Physics and Love of Language to Natural Language Processing
Wood was always interested in science and good at math as a child. But he also played around with computer programming in high school, including teaching himself BASIC. Most of the programs he built had a very similar theme: getting a computer to generate sentences. This was long before he had heard of natural language processing.
Given his interest in science and the fact he came from a family with a fair number of physicists, he pursued a physics degree in undergrad. The degree involved a lot of math and he learned Fortran — what he called the favored programming language of physicists at the time. But his interest in language persisted.
“Both require good programming skills although programming is not the focus of the job. And both require you to use data and algebra to represent real world processes and phenomena.”

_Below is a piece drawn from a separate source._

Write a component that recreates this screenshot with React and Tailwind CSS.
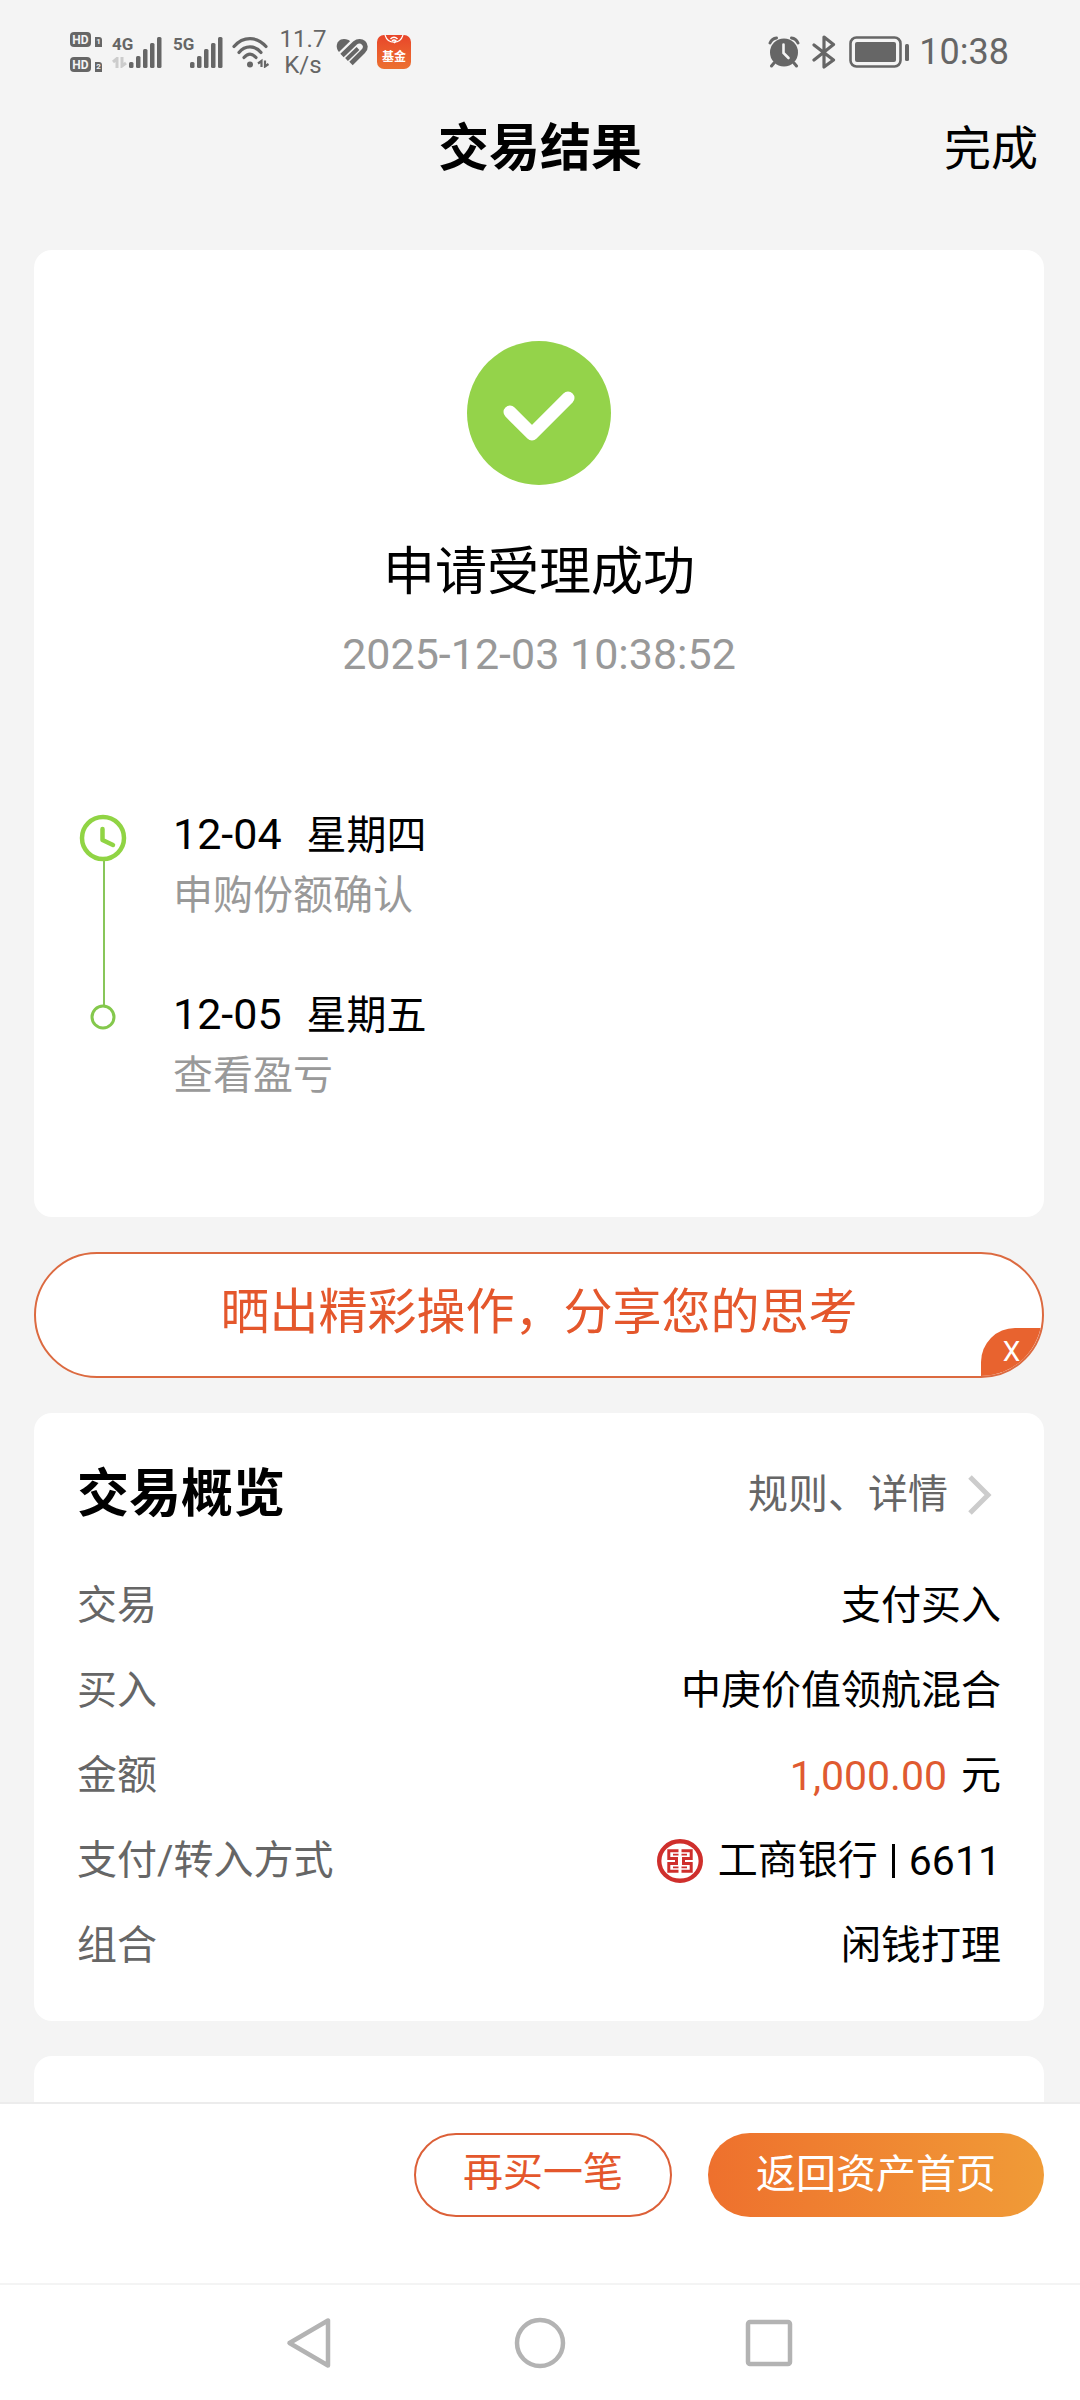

“During the physics degree, I took a number of language elective courses and evening classes, including Arabic, Russian, German and Croatian,” he said. He began to consider going into languages or linguistics for his master’s degree. An admissions tutor at the University of Cambridge’s linguistics department suggested natural language processing instead, “which turned out to be an excellent recommendation,” Wood said.
While interest in language started him down the path to data science, Wood said his physics training has been invaluable.
“Both [physics and data science] require a good feel for numbers and ability to crunch large datasets,” he said. “Both require good programming skills although programming is not the focus of the job. And both require you to use data and algebra to represent real world processes and phenomena.”